Wieder einmal war Sane außen vor. Und das nicht nur in der Nationalmannschaft: Auch bei Manchester City flutschte der Saisonstart so ganz und gar nicht. Pep Guardiola war mit den Trainingsleistungen des notorischen Spätstarters unzufrieden. Gegen Newcastle United, fünf Tage vor dem Duell mit dem neuen Weltmeister, strich er ihn sogar komplett aus dem Kader.

Leroy Sane über Kritik: "Es ist ein Ansporn für mich"

Doch der so vielfach Gescholtene manövrierte sich mit Bedacht durch die vor ihm auftauchenden Minenfelder. "Wenn ich schlecht spiele, ist mir das natürlich nicht egal. Für den einen oder anderen sieht das vielleicht manchmal so aus", erklärte er einen Monat später, als sich die Nationalmannschaft erneut versammelt hatte. Er habe "generell kein Problem mit Kritik. Es ist ein Ansporn für mich."

Stattdessen gelobte der frischgebackene Papa Besserung, ein deutlich verbesserter Monat bei den Citizens gab dabei Rückenwind. Und formulierte sogar so etwas wie eine kleine Kampfansage: "Ich versuche mich natürlich in meinem Spiel zu verbessern, dass der Jogi beim nächsten Mal vielleicht keine Möglichkeit hat, mich nicht zu nominieren."

Leroy Sane: Das "Moped" ist in der DFB-Elf jetzt unverzichtbar

Wieder einen Monat später ist dieser Fall endlich eingetreten: Im Rückspiel gegen Frankreich (1:2) und jetzt beim 3:0 gegen Russland startete Sane im 3-4-3 auf der offensiven linken Seite - dort, wo er auch in Manchester Gegner terrorisiert. Sane machte das Spiel breit, immer bereit dazu, einen Sprint im Rücken der Abseitsfalle anzuziehen und das angestrebte, vertikale Spiel umzusetzen.

Das klappte gegen die Equipe Tricolore über lange Zeit, gegen Russland lieferte die neue Offensive die vielleicht beste Halbzeit dieses Länderspieljahres ab. "Leroy und Timo sind immer wieder mit Tempo in die Tiefe gegangen", lobte Joshua Kimmich, "das hat sehr gut funktioniert." Aus einem solchen Steilpass resultierte sogar Sanes erstes Länderspieltor: Gnabry legte ab, sein Nebenmann musste aus kurzer Distanz nur noch einschieben. Fast hätte er per Kopf wenig später noch nachgelegt.

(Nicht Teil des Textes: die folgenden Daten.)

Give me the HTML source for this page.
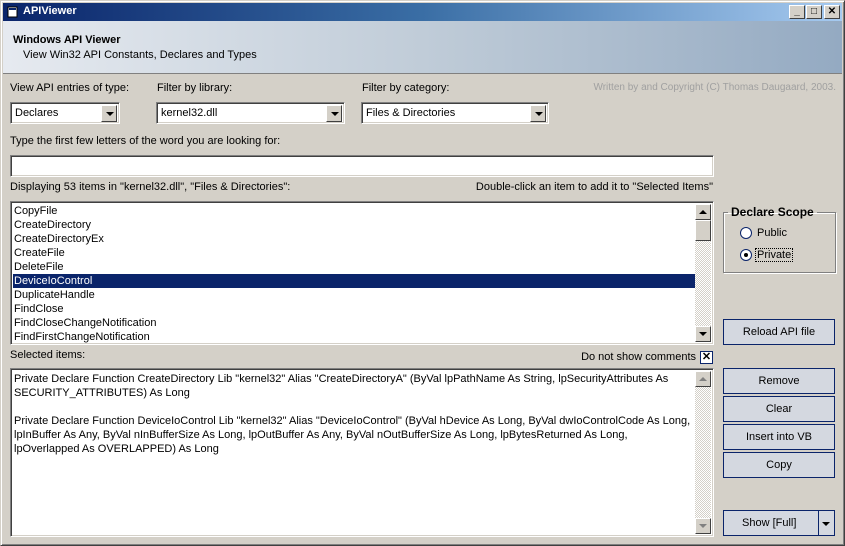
<!DOCTYPE html>
<html><head><style>
*{box-sizing:border-box;margin:0;padding:0}
body{width:845px;height:546px;background:#d4d0c8;font-family:"Liberation Sans",sans-serif;font-size:11px;color:#000;position:relative;overflow:hidden}
.a{position:absolute;white-space:nowrap}
.win{position:absolute;left:0;top:0;width:845px;height:546px;border:1px solid;border-color:#d4d0c8 #404040 #404040 #d4d0c8;box-shadow:inset 1px 1px 0 #fff,inset -1px -1px 0 #808080}
.title{position:absolute;left:3px;top:3px;width:839px;height:18px;background:linear-gradient(90deg,#0a246a,#3a6ea5 50%,#a6caf0)}
.title span{position:absolute;left:20px;top:2px;color:#fff;font-weight:bold;font-size:11px}
.tb{position:absolute;top:2px;width:16px;height:14px;background:#d4d0c8;border:1px solid;border-color:#fff #404040 #404040 #fff;font-size:10px;font-weight:bold;text-align:center;line-height:12px}
.hdr{position:absolute;left:3px;top:21px;width:839px;height:53px;background:linear-gradient(90deg,#e6eaf0,#c0ccd8 50%,#94aac2);border-bottom:1px solid #808080}
.sunk{position:absolute;background:#fff;border:1px solid;border-color:#808080 #fff #fff #808080;box-shadow:inset 1px 1px 0 #404040,inset -1px -1px 0 #d4d0c8}
.combo .arr{position:absolute;right:2px;top:2px;width:16px;height:17px;background:#d4d0c8;border:1px solid;border-color:#fff #404040 #404040 #fff}
.arr:after{content:"";position:absolute;left:4px;top:6px;border-left:4px solid transparent;border-right:4px solid transparent;border-top:4px solid #000}
.combo span{position:absolute;left:4px;top:4px}
.btn{position:absolute;left:723px;width:112px;height:26px;border:1px solid #0a246a;background:#d4d8e0;text-align:center;line-height:24px}
.sb{position:absolute;right:2px;top:2px;bottom:2px;width:16px;background:repeating-conic-gradient(#fff 0 25%,#d4d0c8 0 50%) 0 0/2px 2px}
.sbb{position:absolute;left:0;width:16px;height:16px;background:#d4d0c8;border:1px solid;border-color:#fff #404040 #404040 #fff}
.up:after,.dn:after{content:"";position:absolute;left:3px;border-left:4px solid transparent;border-right:4px solid transparent}
.up:after{top:5px;border-bottom:4px solid #000}
.dn:after{top:5px;border-top:4px solid #000}
.g .up:after{border-bottom-color:#808080}.g .dn:after{border-top-color:#808080}
.it{position:absolute;left:2px;width:683px;height:14px;padding-left:1px;line-height:14px}
</style></head><body>
<div class="win"></div>
<div class="title"><svg class="a" style="left:3px;top:2px" width="14" height="14"><rect x="2" y="2" width="9" height="10" fill="#fff" stroke="#000" stroke-width="1"/><rect x="3" y="3" width="7" height="2" fill="#0a246a"/></svg><span>APIViewer</span>
<div class="tb" style="left:786px">_</div><div class="tb" style="left:803px">□</div><div class="tb" style="left:821px">✕</div></div>
<div class="hdr"><div class="a" style="left:10px;top:13px;font-weight:bold">Windows API Viewer</div><div class="a" style="left:20px;top:28px">View Win32 API Constants, Declares and Types</div></div>
<div class="a" style="left:10px;top:82px">View API entries of type:</div>
<div class="a" style="left:157px;top:82px">Filter by library:</div>
<div class="a" style="left:362px;top:82px">Filter by category:</div>
<div class="a" style="right:9px;top:82px;color:#a0a0a0;font-size:10px">Written by and Copyright (C) Thomas Daugaard, 2003.</div>
<div class="sunk combo" style="left:10px;top:102px;width:110px;height:22px"><span>Declares</span><div class="arr"></div></div>
<div class="sunk combo" style="left:156px;top:102px;width:189px;height:22px"><span>kernel32.dll</span><div class="arr"></div></div>
<div class="sunk combo" style="left:361px;top:102px;width:188px;height:22px"><span>Files &amp; Directories</span><div class="arr"></div></div>
<div class="a" style="left:10px;top:135px">Type the first few letters of the word you are looking for:</div>
<div class="sunk" style="left:10px;top:155px;width:704px;height:22px"></div>
<div class="a" style="left:10px;top:181px">Displaying 53 items in "kernel32.dll", "Files &amp; Directories":</div>
<div class="a" style="right:132px;top:181px">Double-click an item to add it to "Selected Items"</div>
<div class="sunk" style="left:10px;top:201px;width:704px;height:144px">
<div class="it" style="top:2px">CopyFile</div><div class="it" style="top:16px">CreateDirectory</div><div class="it" style="top:30px">CreateDirectoryEx</div><div class="it" style="top:44px">CreateFile</div><div class="it" style="top:58px">DeleteFile</div><div class="it" style="top:72px;background:#0a246a;color:#fff">DeviceIoControl</div><div class="it" style="top:86px">DuplicateHandle</div><div class="it" style="top:100px">FindClose</div><div class="it" style="top:114px">FindCloseChangeNotification</div><div class="it" style="top:128px">FindFirstChangeNotification</div>
<div class="sb"><div class="sbb up" style="top:0"></div><div class="sbb" style="top:16px;height:21px"></div><div class="sbb dn" style="bottom:0"></div></div></div>
<fieldset style="position:absolute;left:723px;top:205px;width:113px;height:68px;border:1px solid #808080;box-shadow:1px 1px 0 #fff,inset 1px 1px 0 #fff"><legend style="margin-left:4px;padding:0 3px;font-weight:bold;font-size:12px">Declare Scope</legend></fieldset>
<svg class="a" style="left:739px;top:226px" width="14" height="36"><circle cx="7" cy="7" r="5.5" fill="#fff" stroke="#0a246a"/><circle cx="7" cy="29" r="5.5" fill="#fff" stroke="#0a246a"/><circle cx="7" cy="29" r="2" fill="#000"/></svg>
<div class="a" style="left:757px;top:227px">Public</div>
<div class="a" style="left:755px;top:248px;border:1px dotted #000;padding:0 1px">Private</div>
<div class="btn" style="top:319px">Reload API file</div>
<div class="a" style="left:10px;top:349px">Selected items:</div>
<div class="a" style="right:149px;top:351px">Do not show comments</div>
<div class="a" style="left:700px;top:351px;width:13px;height:13px;border:1px solid #0a246a;background:#fff;font-size:11px;font-weight:bold;line-height:11px;text-align:center">✕</div>
<div class="sunk" style="left:10px;top:368px;width:704px;height:169px;line-height:14px;padding:3px 22px 0 3px;white-space:normal">Private Declare Function CreateDirectory Lib "kernel32" Alias "CreateDirectoryA" (ByVal lpPathName As String, lpSecurityAttributes As SECURITY_ATTRIBUTES) As Long<br><br>Private Declare Function DeviceIoControl Lib "kernel32" Alias "DeviceIoControl" (ByVal hDevice As Long, ByVal dwIoControlCode As Long, lpInBuffer As Any, ByVal nInBufferSize As Long, lpOutBuffer As Any, ByVal nOutBufferSize As Long, lpBytesReturned As Long, lpOverlapped As OVERLAPPED) As Long
<div class="sb g"><div class="sbb up" style="top:0"></div><div class="sbb dn" style="bottom:0"></div></div></div>
<div class="btn" style="top:368px">Remove</div>
<div class="btn" style="top:396px">Clear</div>
<div class="btn" style="top:424px">Insert into VB</div>
<div class="btn" style="top:452px">Copy</div>
<div class="btn" style="top:510px;text-align:left;padding-left:18px">Show [Full]<div style="position:absolute;left:94px;top:-1px;width:1px;height:26px;background:#0a246a"></div><div style="position:absolute;left:98px;top:11px;border-left:4px solid transparent;border-right:4px solid transparent;border-top:4px solid #000"></div></div>
</body></html>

Noch klappt nicht alles. Die Selbstverständlichkeit, die Sane bei City ausstrahlt, muss er sich unter Löw in den nächsten Spielen weiter erarbeiten. Manchmal könnte er noch etwas klarer spielen, gegen die Sbornaja verzettelte er sich noch zu häufig mit dem Ball am Fuß und leistete sich insgesamt 15 Ballverluste.

Aber er konnte als eines von "drei Mopeds" in der Offensive das umsetzen, was er im Vorfeld der Partie angekündigt hatte: "Gerade gegen Russland können wir [jungen Spieler] uns jetzt beweisen und etwas mehr Druck ausüben auf die anderen Spieler."

Der Druck liegt jetzt auf den Etablierten - und auf Holland

Diesen Druck haben Sane, Werner und Gnabry in der Tat ausgeübt und weitergegeben an die Etablierten wie Thomas Müller oder den diesmal fehlenden Julian Draxler. Die müssen sich jetzt erst einmal wieder ins Team spielen.

Und diesen gleichen Druck sollen nun auch die Holländer am Montag in Gelsenkirchen zu spüren bekommen. Selbst wenn der Abstieg aus der Nations-League-Gruppe nach dem Sieg Oranjes am Freitag bereits feststeht.

"Das war ein gutes Spiel als Vorbereitung auf Montag", sagte Sane am Donnerstag. Und schickte diesmal eine offene Kampfansage hinterher: "Wir werden das Spiel gewinnen."